** BEGIN PROVIDED DATA **

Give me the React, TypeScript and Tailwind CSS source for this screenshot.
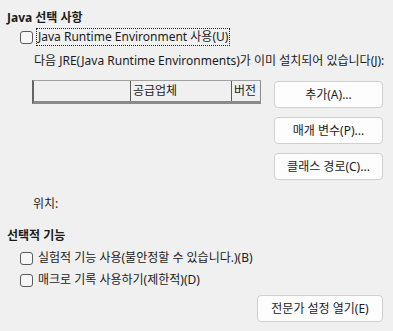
import React from "react";

const font = {
  fontFamily: '"Segoe UI", "Noto Sans", "Noto Sans CJK KR", sans-serif',
};

function Checkbox({ label, focus }: { label: string; focus?: boolean }) {
  return (
    <div className="flex items-center h-[22px] pl-[13px]">
      <div className="w-[13px] h-[13px] rounded-[3px] border border-[#5c5c5c] bg-[#f6f6f6] shrink-0" />
      <span
        className={
          "ml-[3px] px-[1px] leading-[16px] " +
          (focus ? "border border-dotted border-[#222]" : "border border-transparent")
        }
      >
        {label}
      </span>
    </div>
  );
}

function Btn({ label, w }: { label: string; w: string }) {
  return (
    <div
      className={
        "h-[27px] rounded-[4px] border border-[#d0d0d0] bg-[#fdfdfd] flex items-center justify-center text-[#1b1b1b] " +
        w
      }
    >
      {label}
    </div>
  );
}

export default function App() {
  return (
    <div
      className="w-[393px] h-[331px] bg-[#f0f0f0] text-[12px] text-[#1b1b1b] overflow-hidden flex flex-col pl-[7px] pr-[10px] pt-[9px]"
      style={font}
    >
      <div className="font-bold h-[17px] leading-[17px]">Java 선택 사항</div>
      <div>
        <Checkbox label="Java Runtime Environment 사용(U)" focus />
      </div>
      <div className="pl-[27px] mt-[2px] h-[22px] leading-[22px] whitespace-nowrap">
        다음 JRE(Java Runtime Environments)가 이미 설치되어 있습니다(J):
      </div>
      <div className="flex mt-[8px] pl-[25px]">
        <div className="w-[229px] flex flex-col">
          <div className="h-[24px] flex border-l-2 border-l-[#646464] border-t border-t-[#a0a0a0] border-r border-r-[#8a8a8a] border-b-[3px] border-b-[#8a8a8a]">
            <div className="w-[97px] border-r border-r-[#5a5a5a]" />
            <div className="w-[101px] border-r border-r-[#5a5a5a] pl-[2px] leading-[20px]">공급업체</div>
            <div className="flex-1 pl-[2px] leading-[20px]">버전</div>
          </div>
        </div>
        <div className="ml-auto mt-[1px] flex flex-col gap-[9px]">
          <Btn label="추가(A)..." w="w-[109px]" />
          <Btn label="매개 변수(P)..." w="w-[109px]" />
          <Btn label="클래스 경로(C)..." w="w-[109px]" />
        </div>
      </div>
      <div className="pl-[26px] mt-[16px] h-[16px] leading-[16px]">위치:</div>
      <div className="font-bold mt-[15px] h-[17px] leading-[17px]">선택적 기능</div>
      <div className="mt-[3px]">
        <Checkbox label="실험적 기능 사용(불안정할 수 있습니다.)(B)" />
        <Checkbox label="매크로 기록 사용하기(제한적)(D)" />
      </div>
      <div className="flex justify-end mt-[4px]">
        <Btn label="전문가 설정 열기(E)" w="w-[126px] h-[26px]" />
      </div>
    </div>
  );
}
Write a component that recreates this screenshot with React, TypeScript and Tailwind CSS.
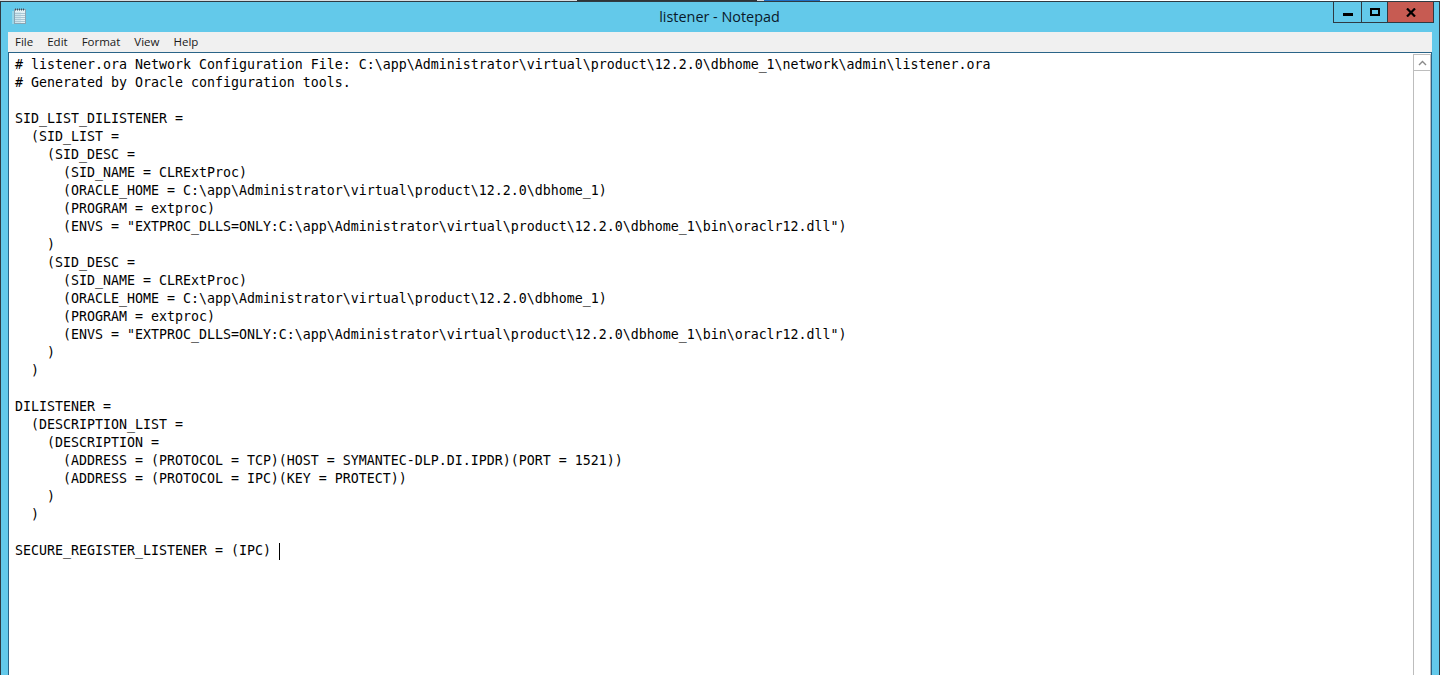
const LINES = [
  "# listener.ora Network Configuration File: C:\\app\\Administrator\\virtual\\product\\12.2.0\\dbhome_1\\network\\admin\\listener.ora",
  "# Generated by Oracle configuration tools.",
  "",
  "SID_LIST_DILISTENER =",
  "  (SID_LIST =",
  "    (SID_DESC =",
  "      (SID_NAME = CLRExtProc)",
  "      (ORACLE_HOME = C:\\app\\Administrator\\virtual\\product\\12.2.0\\dbhome_1)",
  "      (PROGRAM = extproc)",
  "      (ENVS = \"EXTPROC_DLLS=ONLY:C:\\app\\Administrator\\virtual\\product\\12.2.0\\dbhome_1\\bin\\oraclr12.dll\")",
  "    )",
  "    (SID_DESC =",
  "      (SID_NAME = CLRExtProc)",
  "      (ORACLE_HOME = C:\\app\\Administrator\\virtual\\product\\12.2.0\\dbhome_1)",
  "      (PROGRAM = extproc)",
  "      (ENVS = \"EXTPROC_DLLS=ONLY:C:\\app\\Administrator\\virtual\\product\\12.2.0\\dbhome_1\\bin\\oraclr12.dll\")",
  "    )",
  "  )",
  "",
  "DILISTENER =",
  "  (DESCRIPTION_LIST =",
  "    (DESCRIPTION =",
  "      (ADDRESS = (PROTOCOL = TCP)(HOST = SYMANTEC-DLP.DI.IPDR)(PORT = 1521))",
  "      (ADDRESS = (PROTOCOL = IPC)(KEY = PROTECT))",
  "    )",
  "  )",
  "",
];

const MENU = ["File", "Edit", "Format", "View", "Help"];

function NotepadIcon() {
  return (
    <svg width="16" height="17" viewBox="0 0 16 17">
      <rect x="0" y="3" width="3" height="13" fill="#a9dcea" opacity="0.7" />
      <rect x="2.5" y="1.5" width="11" height="14" fill="#e4f1f5" stroke="#8aa4b2" />
      <rect x="3" y="4" width="6" height="11" fill="#cfe6ee" />
      <path d="M3 5.5h10M3 7.5h10M3 9.5h10M3 11.5h10M3 13.5h10" stroke="#a9c6d4" />
      <path d="M3 1.5h10" stroke="#3f5260" strokeWidth="2" strokeDasharray="1 1" />
    </svg>
  );
}

export default function App() {
  return (
    <div className="flex h-[675px] w-[1441px] flex-col overflow-hidden bg-white">
      {/* Bits of the desktop showing behind the window */}
      <div className="flex h-px shrink-0 bg-[#d8dde0]">
        <div className="w-[577px]" />
        <div className="w-[180px] bg-[#2f3437]" />
        <div className="w-[7px] bg-[#d8dde0]" />
        <div className="w-[56px] bg-[#1f6fc4]" />
        <div className="flex-1 bg-white" />
      </div>

      <div className="mr-px flex min-h-0 flex-1 flex-col border-t border-r border-l border-[#2f3a42] bg-[#63c9ea]">
        {/* Title bar */}
        <div className="flex h-[30px] shrink-0 items-start">
          <div className="mt-[6px] ml-[11px]">
            <NotepadIcon />
          </div>
          <div className="flex-1 pt-[6px] pl-[78px] text-center font-['Open_Sans',sans-serif] text-[14.4px] leading-[18px] text-[#0a1a2a]">
            listener - Notepad
          </div>
          <div className="mr-[5px] flex h-[21px] border-x border-b border-[#2f3a42]">
            <div className="flex w-[28px] items-center justify-center border-r border-[#2f3a42]">
              <div className="mt-[4px] h-[3px] w-[10px] bg-black" />
            </div>
            <div className="flex w-[26px] items-center justify-center border-r border-[#2f3a42]">
              <div className="mb-[1px] h-[8px] w-[10px] border-2 border-black" />
            </div>
            <div className="flex w-[45px] items-center justify-center bg-[#c75b52]">
              <svg width="10" height="9" viewBox="0 0 10 9">
                <path d="M1 0.5 9 8.5M9 0.5 1 8.5" stroke="#000" strokeWidth="2.2" />
              </svg>
            </div>
          </div>
        </div>

        {/* Client area */}
        <div className="mx-[7px] flex min-h-0 flex-1 flex-col">
          <div className="flex h-[20px] shrink-0 items-center gap-[14px] bg-[#f0f0f0] pl-[7px] font-['Open_Sans',sans-serif] text-[11.5px] text-[#1a1a1a]">
            {MENU.map((m) => (
              <span key={m}>{m}</span>
            ))}
          </div>
          <div className="flex min-h-0 flex-1 border-x border-t border-[#2a6488] bg-white">
            <div className="flex-1 overflow-hidden pt-[3px] pl-[6px] font-['DejaVu_Sans_Mono',monospace] text-[13.29px] leading-[18px] whitespace-pre text-black">
              {LINES.map((line, i) => (
                <div key={i} className="h-[18px]">
                  {line}
                </div>
              ))}
              <div className="flex h-[18px] items-center">
                <span>SECURE_REGISTER_LISTENER = (IPC) </span>
                <span className="h-[17px] w-px bg-black" />
              </div>
            </div>
            {/* Scrollbar */}
            <div className="mt-px w-[18px] border-x border-[#bdbdbd]">
              <div className="flex h-[17px] items-center justify-center border-y border-[#bdbdbd]">
                <svg width="9" height="6" viewBox="0 0 9 6">
                  <path d="M1 5 4.5 1.5 8 5" fill="none" stroke="#8a8a8a" strokeWidth="1.4" />
                </svg>
              </div>
            </div>
          </div>
        </div>
      </div>
    </div>
  );
}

** END PROVIDED DATA **

From the records above, copy every line that holds the word "this".

FINISHED ANSWER:
Give me the React, TypeScript and Tailwind CSS source for this screenshot.
Write a component that recreates this screenshot with React, TypeScript and Tailwind CSS.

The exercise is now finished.